ここにも考古資料館が併設されており、エピダウロスで出土したファサードの彫刻やレリーフが展示されており、写実性の優れたギリシャ彫刻を感じることができる。

<エピダヴロス資料館>

博物館

さらに数百メートル離れたところには、巨大な療養施設の遺構が広がっている。その横には、音楽堂のホールの遺構がある。当時、健康な身体と精神は強く関連しているとされ、音楽や演劇など芸術の鑑賞は治療の一環だったということだ。

<療養所>

療養施設

ここエピダウロスは、ギリシャ神話のアポロンの子である名医アスクレピオスが祀られている。アスクレピオスは医術の守護神であり、その蛇の巻き付いた杖は「アスクレピオスの杖」として医学の象徴となっている。彼の生誕にはカラスが黒くなったいわれがあるがそれはおいといて、アスクレピオスは蘇生術を行うことができ、人間を死なせなくしたため、冥王ハディスは死すものがおらず、秩序を乱すとしてゼウスに抗議し、ゼウスはこれを受け入れ彼を殺したという。でも、その功績を認められ、へびつかい座に昇天した神である。

<アスクレピオス神殿>

アスクレピオス神殿

その北側には、大きな治療処置室があり、ここでは医者に見放された患者がやってきて、麻酔をされて幻覚をみさせるという治療が行われたのだという。

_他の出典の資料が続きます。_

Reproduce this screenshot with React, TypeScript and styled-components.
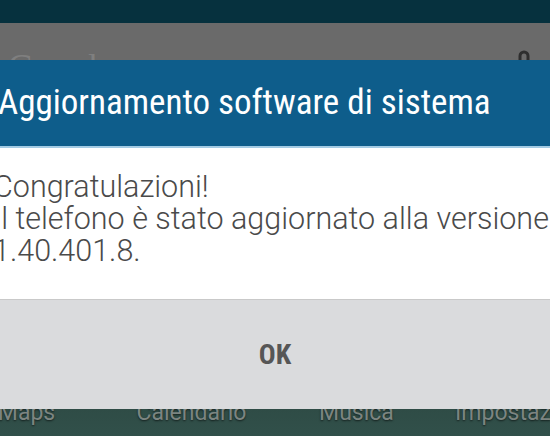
import React from "react";
import styled, { createGlobalStyle } from "styled-components";

const Global = createGlobalStyle`
  html, body { margin: 0; padding: 0; background: #2f4d46; }
  body { width: 550px; height: 436px; overflow: hidden; font-family: Roboto, "Liberation Sans", sans-serif; }
`;

const Screen = styled.div`
  width: 550px;
  height: 436px;
  display: flex;
  flex-direction: column;
  overflow: hidden;
`;

const StatusBar = styled.div`
  height: 23px;
  flex: none;
  background: #06313e;
`;

const SearchBand = styled.div`
  height: 37px;
  flex: none;
  background: #6a6a6a;
  display: flex;
  justify-content: space-between;
  align-items: flex-start;
  overflow: hidden;
  padding: 0 20px 0 8px;
`;

const Logo = styled.span`
  margin-top: 26px;
  font-family: "Liberation Serif", serif;
  font-size: 36px;
  line-height: 1;
  color: #7f7f7f;
  white-space: nowrap;
`;

const Mic = styled.svg`
  margin-top: 27px;
  width: 12px;
  height: 16px;
  flex: none;
`;

const Dialog = styled.div`
  flex: none;
  display: flex;
  flex-direction: column;
`;

const Header = styled.div`
  height: 86px;
  background: #0e5d8b;
  border-bottom: 2px solid #a3cbe4;
  display: flex;
  align-items: center;
  overflow: hidden;
`;

const Title = styled.h1`
  margin: 0 0 1px -2px;
  font-family: "Roboto Condensed", Roboto, sans-serif;
  font-weight: 400;
  font-size: 35px;
  color: #ffffff;
  white-space: nowrap;
`;

const Body = styled.div`
  height: 152px;
  box-sizing: border-box;
  background: #ffffff;
  padding: 23px 0 0 0;
  margin-left: -7px;
  overflow: hidden;
  border-bottom: 1px solid #c9c9c9;
`;

const Message = styled.p`
  margin: 0;
  font-family: Roboto, sans-serif;
  font-weight: 300;
  font-size: 30.5px;
  line-height: 32px;
  color: #4a4a4a;
  white-space: nowrap;
`;

const ButtonBar = styled.div`
  height: 109px;
  background: #dadbdd;
  display: flex;
  align-items: center;
  justify-content: center;
`;

const OkButton = styled.button`
  border: 0;
  background: transparent;
  padding: 0;
  font-family: "Roboto Condensed", Roboto, sans-serif;
  font-weight: 700;
  font-size: 28px;
  color: #565656;
`;

const Dock = styled.div`
  flex: 1;
  background: linear-gradient(#2f4c46, #31504a);
  display: flex;
  overflow: hidden;
  margin-left: -56px;
`;

const DockLabel = styled.span`
  flex: none;
  width: 165px;
  margin-top: -8px;
  text-align: center;
  font-family: Roboto, sans-serif;
  font-size: 23px;
  line-height: 23px;
  color: #7c8581;
  text-shadow: 0 1px 2px rgba(0, 0, 0, 0.6);
  white-space: nowrap;
`;

const dockApps = ["Maps", "Calendario", "Musica", "Impostazioni"];

export default function App() {
  return (
    <>
      <Global />
      <Screen>
        <StatusBar />
        <SearchBand>
          <Logo>Google</Logo>
          <Mic viewBox="0 0 12 16">
            <path d="M2 14 V6 a4 4 0 0 1 8 0 V14" fill="none" stroke="#2e2e2e" strokeWidth="3" />
          </Mic>
        </SearchBand>
        <Dialog>
          <Header>
            <Title>Aggiornamento software di sistema</Title>
          </Header>
          <Body>
            <Message>Congratulazioni!</Message>
            <Message>Il telefono è stato aggiornato alla versione</Message>
            <Message>1.40.401.8.</Message>
          </Body>
          <ButtonBar>
            <OkButton>OK</OkButton>
          </ButtonBar>
        </Dialog>
        <Dock>
          {dockApps.map((a) => (
            <DockLabel key={a}>{a}</DockLabel>
          ))}
        </Dock>
      </Screen>
    </>
  );
}
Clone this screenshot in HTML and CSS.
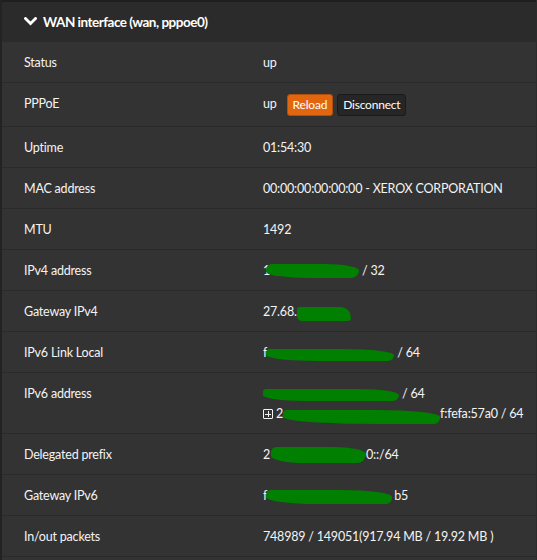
FILE: index.html
```html
<!DOCTYPE html>
<html>
<head>
<meta charset="utf-8">
<link rel="stylesheet" href="styles.css">
</head>
<body>
<div class="panel">
  <div class="panel-heading">
    <svg class="chev" width="13" height="9" viewBox="0 0 13 9"><polyline points="1.5,1.5 6.5,6.5 11.5,1.5" fill="none" stroke="#fff" stroke-width="2.8" stroke-linecap="square"/></svg>
    <span class="title">WAN interface (wan, pppoe0)</span>
  </div>
  <table class="info">
    <tr><td class="lbl">Status</td><td class="val">up</td></tr>
    <tr><td class="lbl">PPPoE</td><td class="val">up <button class="btn btn-primary">Reload</button><button class="btn btn-default">Disconnect</button></td></tr>
    <tr><td class="lbl">Uptime</td><td class="val">01:54:30</td></tr>
    <tr><td class="lbl">MAC address</td><td class="val">00:00:00:00:00:00 - XEROX CORPORATION</td></tr>
    <tr><td class="lbl">MTU</td><td class="val">1492</td></tr>
    <tr><td class="lbl">IPv4 address</td><td class="val">1<span class="blob b-ipv4"></span> / 32</td></tr>
    <tr><td class="lbl">Gateway IPv4</td><td class="val">27.68.<span class="blob b-gw4"></span></td></tr>
    <tr><td class="lbl">IPv6 Link Local</td><td class="val">f<span class="blob b-ll"></span> / 64</td></tr>
    <tr><td class="lbl">IPv6 address</td><td class="val"><div><span class="blob b-v6a"></span> / 64</div><div><span class="plusbox"></span> 2<span class="blob b-v6b"></span>f:fefa:57a0 / 64</div></td></tr>
    <tr><td class="lbl">Delegated prefix</td><td class="val">2<span class="blob b-pre"></span>0::/64</td></tr>
    <tr><td class="lbl">Gateway IPv6</td><td class="val">f<span class="blob b-gw6"></span>b5</td></tr>
    <tr><td class="lbl">In/out packets</td><td class="val">748989 / 149051(917.94 MB / 19.92 MB )</td></tr>
    <tr><td class="lbl">&nbsp;</td><td class="val">&nbsp;</td></tr>
  </table>
</div>
</body>
</html>
```
FILE: styles.css
```css
html, body {
  margin: 0;
  padding: 0;
  background: #333333;
}
body {
  font-family: Lato, "Liberation Sans", sans-serif;
  font-size: 12.5px;
  letter-spacing: -0.2px;
  color: #f4f4f4;
  overflow: hidden;
  height: 560px;
}
.panel {
  border-left: 2px solid #232323;
  border-right: 1px solid #2c2c2c;
  min-height: 560px;
  box-sizing: border-box;
}
.panel-heading {
  background: #2b2b2b;
  border-top: 2px solid #1f1f1f;
  display: flex;
  align-items: center;
  padding-left: 22px;
  box-sizing: border-box;
  height: 42px;
}
.chev {
  display: block;
  margin-right: 6px;
  margin-top: -2px;
}
.title {
  font-weight: bold;
  font-size: 13.5px;
  letter-spacing: -0.5px;
  color: #fff;
}
.info {
  width: 100%;
  border-collapse: collapse;
}
.info td {
  padding: 11px 0 9px;
  line-height: 20px;
  vertical-align: top;
  border-bottom: 1px solid #2a2a2a;
}
.info td.lbl {
  width: 239px;
  padding-left: 22px;
}
.btn {
  font-family: Lato, "Liberation Sans", sans-serif;
  font-size: 12px;
  letter-spacing: -0.2px;
  line-height: 18px;
  height: 22px;
  box-sizing: border-box;
  padding: 1px 5px;
  border-radius: 3px;
  color: #fff;
  vertical-align: top;
  margin-top: 0;
  margin-bottom: 1px;
}
.btn-primary {
  background: #e2650f;
  border: 1px solid #b0500c;
  margin-left: 7px;
}
.btn-default {
  background: #262626;
  border: 1px solid #1a1a1a;
  margin-left: 4px;
}
.blob {
  display: inline-block;
  background: #007f00;
  vertical-align: middle;
}
.b-ipv4 {
  width: 93px;
  height: 14px;
  border-radius: 6px 40% 8px 50% / 6px 50% 8px 50%;
  margin-left: -4px;
  margin-top: -2px;
}
.b-gw4 {
  width: 54px;
  height: 14px;
  border-radius: 3px 12px 4px 6px;
  margin-top: 3px;
}
.b-ll {
  width: 128px;
  height: 12px;
  border-radius: 4px 40% 6px 40% / 4px 50% 6px 50%;
  margin-left: -1px;
  margin-top: 2px;
}
.b-v6a {
  width: 136px;
  height: 12px;
  border-radius: 3px 30% 6px 30% / 3px 50% 6px 50%;
  margin-top: 1px;
}
.b-v6b {
  width: 157px;
  height: 14px;
  border-radius: 4px 40% 6px 60% / 4px 50% 6px 50%;
  margin-top: 4px;
}
.b-pre {
  width: 95px;
  height: 16px;
  border-radius: 6px 40% 10px 40% / 6px 50% 10px 50%;
  margin-left: 1px;
  margin-top: -2px;
}
.b-gw6 {
  width: 126px;
  height: 14px;
  border-radius: 5px 40% 6px 40% / 5px 50% 6px 50%;
  margin-left: -1px;
  margin-right: 2px;
}
.plusbox {
  display: inline-block;
  width: 8px;
  height: 8px;
  border: 1px solid #f4f4f4;
  border-radius: 1px;
  vertical-align: -1px;
  position: relative;
}
.plusbox::before, .plusbox::after {
  content: "";
  position: absolute;
  background: #f4f4f4;
}
.plusbox::before {
  left: 1px; right: 1px; top: 3.5px; height: 1px;
}
.plusbox::after {
  top: 1px; bottom: 1px; left: 3.5px; width: 1px;
}
```
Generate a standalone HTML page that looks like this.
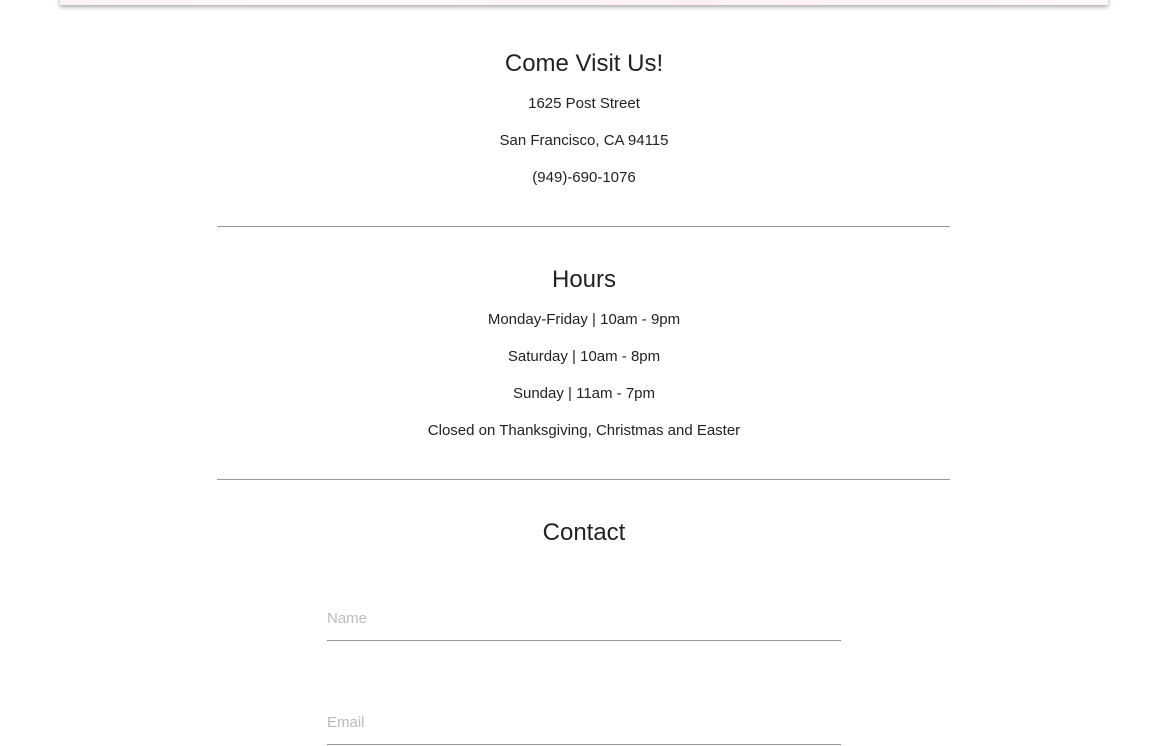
<!DOCTYPE html>
<html><head><style>
body{margin:0;width:1161px;height:746px;overflow:hidden;background:#fff;font-family:"Liberation Sans",sans-serif;color:#222;position:relative}
.map{position:absolute;left:60px;top:-10px;width:1048px;height:15px;background:linear-gradient(90deg,#fbf3f3,#fdf7f7 30%,#fbf1f1 60%,#fdf6f6);box-shadow:0 2px 5px rgba(0,0,0,.35)}
.c{position:absolute;left:0;width:1168px;text-align:center}
h2{font-weight:normal;font-size:24px;margin:0}
p{font-size:15px;margin:0}
hr{position:absolute;left:217px;width:733px;border:0;border-top:1px solid #999;margin:0}
.f{position:absolute;left:327px;width:514px;border-bottom:1px solid #999;color:#bbb;font-size:15px;height:30px}
</style></head><body>
<div class="map"></div>
<h2 class="c" style="top:50px">Come Visit Us!</h2>
<p class="c" style="top:95px">1625 Post Street</p>
<p class="c" style="top:132px">San Francisco, CA 94115</p>
<p class="c" style="top:169px">(949)-690-1076</p>
<hr style="top:226px">
<h2 class="c" style="top:266px">Hours</h2>
<p class="c" style="top:311px">Monday-Friday | 10am - 9pm</p>
<p class="c" style="top:348px">Saturday | 10am - 8pm</p>
<p class="c" style="top:385px">Sunday | 11am - 7pm</p>
<p class="c" style="top:422px">Closed on Thanksgiving, Christmas and Easter</p>
<hr style="top:479px">
<h2 class="c" style="top:519px">Contact</h2>
<div class="f" style="top:610px">Name</div>
<div class="f" style="top:714px">Email</div>
</body></html>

幻覚療法とでもいうものか、末期患者を安心させ穏やかにすることだったらしい。また、エジプトのイシスを祀る大きな神殿もあり、オシリスの再生を行った神として尊重されたのだろう。さらには、温浴施設もと整えてあり、運動施設や競技場もあり、心身のバランスの取れた健康のための施設が整備されて多様である。健康とはどういうものか、と古代人の認識は正しいなあと思う。しかし、場所はペロポネソス半島の山中にあり、ギリシャ各地から交通機関のない時代、はるばるとやってきたのかな、と思うとさぞ権威のある荘厳なところだったのだろうと思う。

<治療処置室など>

治療室

5時に日没であり、薄暮のなかアテネに向かって帰路につく。ペロポネソス半島の東海岸をコリントスに向け北上するが、コリントスまでずっと山道で1時間くらい、民家もほとんどなく、昔も今もほとんど変わらぬ風景だろうと思うが、当時はコリントスからエピダウロスまで何日かかったかのだろうか。

途中サービスエリアで休憩し、8時ころにアテネのシンタグマ広場で解散。広場は、クリスマスツリーやイルミネーションがきらめき、市民はわいわいと楽しそう。

<シンタグマ広場、無名戦士の墓>

シンタグマから人の流れにまかせ、ブティックが連なる繁華街をモナスティラキ広場まで15分ほどクリスマス気分を味わい散策する。モナスティラキ広場は、中心に小さなビザンチン教会があり中に入ってみた。イコンが壁一面に描かれ、ドームにはキリストが見守り、厳かな内陣であった。広場からは、テラスでカフェでにぎわい雑踏で人々が行きかう上に、アクロポリスの丘が眺望でき、ライトアップされたパルテノン神殿が白く浮かび上がっていた。美しい。2500年前もにアテネの賑わいを見つめていたのだろうな、と人ごみの中で見とれてしまう。ナブフリオでの3時ころ昼食がいに重かったので、カフェでジェラートを夕食に。テラスでのんびりアテネの夜を味わい、ホテルに戻った。